I'm a real novice when when it comes to car stuff, but I've had my 99 Altima since it was new and I do a few things to it. This past weekend I changed the water pump. It seemed as if it held for a couple of days, but today I discovered a pretty bad leak from the water pump. I used the instructions I found on this website and can think of a few possible problems.

1) I used the RTV designed for water pumps and it said it needed 24 hours to fully cure. I didn't wait that long. I filled it after a few hours and drove it the next morning about 16 hours later.

2) I couldn't torque the bottom bolt to specification since my torque wrench wouldn't fit so I torqued it by feel.

3) On the head or the place where the water pump attaches, one of the rings that initially threads the longer bolts was broken off. Since this was for one of the longer bolts I assumed it wouldn't matter since the ring isn't really what was holding the bolt.
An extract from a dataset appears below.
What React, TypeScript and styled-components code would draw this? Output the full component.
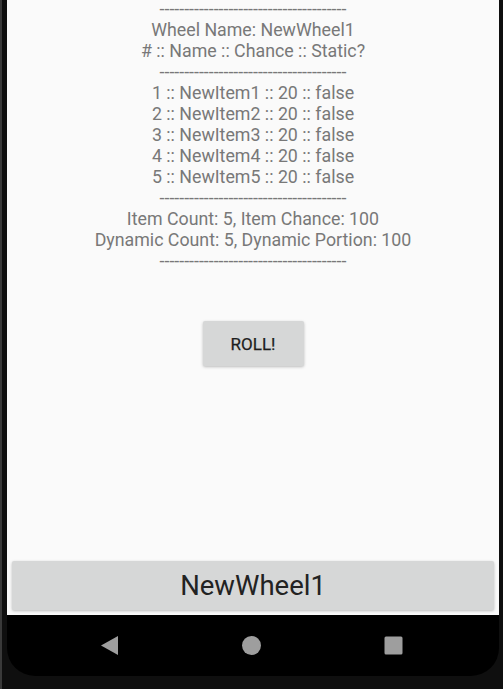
import React from "react";
import styled, { createGlobalStyle } from "styled-components";

const Global = createGlobalStyle`
  html, body { margin: 0; padding: 0; background: #101010; }
  #root { width: 503px; height: 689px; }
`;

const Frame = styled.div`
  width: 503px;
  height: 689px;
  box-sizing: border-box;
  background: #0f0f0f;
  border-left: 2px solid #3a3a3a;
  padding: 0 4px 13px 5px;
  display: flex;
  flex-direction: column;
`;

const Screen = styled.div`
  flex: 0 0 615px;
  background: #fafafa;
  display: flex;
  flex-direction: column;
  align-items: center;
  font-family: Roboto, "Noto Sans", sans-serif;
  overflow: hidden;
`;

const Info = styled.div`
  display: flex;
  flex-direction: column;
  align-items: center;
  color: #787878;
  font-size: 17.8px;
  line-height: 21px;
`;

const Line = styled.div<{ $top?: boolean }>`
  white-space: pre;
  ${(p) => (p.$top ? "line-height: 17px; padding-bottom: 2px;" : "")}
`;

const RollButton = styled.button`
  margin-top: 50px;
  width: 101px;
  height: 45px;
  border: none;
  border-radius: 2px;
  background: #d6d7d7;
  box-shadow: 0 1px 3px rgba(0, 0, 0, 0.25);
  font-family: Roboto, sans-serif;
  font-weight: 400;
  font-size: 17px;
  color: #1e1e1e;
  -webkit-text-stroke: 0.25px #1e1e1e;
  padding: 0;
`;

const Spacer = styled.div`
  flex: 1;
`;

const WheelButton = styled.button`
  align-self: stretch;
  margin: 0 5px 5px 5px;
  height: 49px;
  border: none;
  border-radius: 2px;
  background: #d6d7d7;
  box-shadow: 0 1px 3px rgba(0, 0, 0, 0.25);
  font-family: Roboto, sans-serif;
  font-size: 27.5px;
  color: #222;
  padding: 0;
`;

const NavBar = styled.div`
  flex: 0 0 61px;
  background: #000;
  border-radius: 0 0 28px 28px;
  display: flex;
  align-items: center;
  justify-content: space-between;
  padding: 0 96px 0 93px;
`;

const NavIcon = styled.svg`
  width: 19px;
  height: 19px;
  fill: #9e9e9e;
`;

const DASH = "--------------------------------------";

const items = [1, 2, 3, 4, 5].map((n) => `${n} :: NewItem${n} :: 20 :: false`);

export default function App() {
  return (
    <>
      <Global />
      <Frame>
        <Screen>
          <Info>
            <Line $top>{DASH}</Line>
            <Line>Wheel Name: NewWheel1</Line>
            <Line># :: Name :: Chance :: Static?</Line>
            <Line>{DASH}</Line>
            {items.map((t) => (
              <Line key={t}>{t}</Line>
            ))}
            <Line>{DASH}</Line>
            <Line>Item Count: 5, Item Chance: 100</Line>
            <Line>Dynamic Count: 5, Dynamic Portion: 100</Line>
            <Line>{DASH}</Line>
          </Info>
          <RollButton>ROLL!</RollButton>
          <Spacer />
          <WheelButton>NewWheel1</WheelButton>
        </Screen>
        <NavBar>
          <NavIcon viewBox="0 0 19 19">
            <path d="M18 0 L18 19 L1 9.5 Z" />
          </NavIcon>
          <NavIcon viewBox="0 0 19 19">
            <circle cx="9.5" cy="9.5" r="9.5" />
          </NavIcon>
          <NavIcon viewBox="0 0 19 19">
            <rect x="0.5" y="0.5" width="18" height="18" rx="1.5" />
          </NavIcon>
        </NavBar>
      </Frame>
    </>
  );
}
4) If I overtightened the belt could that put stress on the pump pulley that caused the leak? I'm not sure if I did that, but I do hear a funny sound (whirring that goes up in pitch as the RPMs go up) that makes me think I might have.
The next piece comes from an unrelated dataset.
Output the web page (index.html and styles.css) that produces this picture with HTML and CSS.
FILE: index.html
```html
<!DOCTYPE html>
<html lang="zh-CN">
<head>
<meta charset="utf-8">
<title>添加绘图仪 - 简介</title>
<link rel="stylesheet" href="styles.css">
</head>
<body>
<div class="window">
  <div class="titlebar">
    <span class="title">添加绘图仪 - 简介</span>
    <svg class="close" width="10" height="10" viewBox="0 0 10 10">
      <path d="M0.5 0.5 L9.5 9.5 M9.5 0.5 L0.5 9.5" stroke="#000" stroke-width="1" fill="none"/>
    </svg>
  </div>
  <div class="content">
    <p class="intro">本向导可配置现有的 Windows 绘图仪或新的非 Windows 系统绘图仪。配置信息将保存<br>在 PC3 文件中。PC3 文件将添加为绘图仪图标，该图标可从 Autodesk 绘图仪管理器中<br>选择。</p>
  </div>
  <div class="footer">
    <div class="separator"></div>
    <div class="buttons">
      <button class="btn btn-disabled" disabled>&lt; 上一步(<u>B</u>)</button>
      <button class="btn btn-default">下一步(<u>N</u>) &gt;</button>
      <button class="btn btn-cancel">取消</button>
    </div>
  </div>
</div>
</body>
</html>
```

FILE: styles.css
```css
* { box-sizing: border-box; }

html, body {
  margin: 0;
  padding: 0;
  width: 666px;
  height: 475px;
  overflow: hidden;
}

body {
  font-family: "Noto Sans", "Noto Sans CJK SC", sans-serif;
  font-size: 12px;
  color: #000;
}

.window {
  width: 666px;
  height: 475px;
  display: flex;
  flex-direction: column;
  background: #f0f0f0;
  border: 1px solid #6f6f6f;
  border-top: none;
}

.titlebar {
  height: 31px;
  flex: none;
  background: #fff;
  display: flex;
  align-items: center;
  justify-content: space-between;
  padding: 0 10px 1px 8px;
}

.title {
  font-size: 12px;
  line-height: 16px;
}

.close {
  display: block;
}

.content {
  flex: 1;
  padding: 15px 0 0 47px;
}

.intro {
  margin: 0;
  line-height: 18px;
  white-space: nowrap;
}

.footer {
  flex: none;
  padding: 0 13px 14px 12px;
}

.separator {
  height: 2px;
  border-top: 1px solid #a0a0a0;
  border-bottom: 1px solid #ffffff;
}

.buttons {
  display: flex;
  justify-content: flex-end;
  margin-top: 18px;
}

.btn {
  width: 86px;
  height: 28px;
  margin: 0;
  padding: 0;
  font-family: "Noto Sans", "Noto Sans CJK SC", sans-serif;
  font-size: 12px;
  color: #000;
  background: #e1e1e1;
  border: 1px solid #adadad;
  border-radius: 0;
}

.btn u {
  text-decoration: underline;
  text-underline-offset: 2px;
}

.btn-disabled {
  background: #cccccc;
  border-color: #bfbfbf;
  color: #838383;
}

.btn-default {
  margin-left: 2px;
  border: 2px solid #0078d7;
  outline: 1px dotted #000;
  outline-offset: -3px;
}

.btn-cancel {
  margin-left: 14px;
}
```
Since the job took me several hours each day of the weekend and since I obviously didn't do it right I'm debating whether to try again. Any thoughts about what could have gone wrong.


----------



## smj999smj (Jan 1, 2006)

Where is the coolant leaking from, for starters? From the gasket, shaft seal or weep hole? You may have just got a bad water pump. RTV is great and will cure sufficiently enough by the time you get it reassembled to install coolant and start the engine. The key to RTV is to use it on clean surfaces and not to mess up the bead of sealant during assembly of the pump to the engine. Overtightening the belt is not good and can wear out the bearings of the pump and anything else driven by that belt.


----------



## mwawa1 (Sep 29, 2010)

*not the pump*

The good news is that the pump wasn't leaking. The bad news is a coupe of hoses were. The one off the back of the engine block (under the manifold and above the oil filter) and my upper hose. I replaced the upper hose, but must still have a leak because I'm still losing fluid and overheating on longer trips. I guess I'll have to take it to the shop for a pressure test. I've replaced all the major components and the only hose that's left is the lower hose and those hoses/pipes off the back of the engine that I didn't know existed until the one sprung a leak.


----------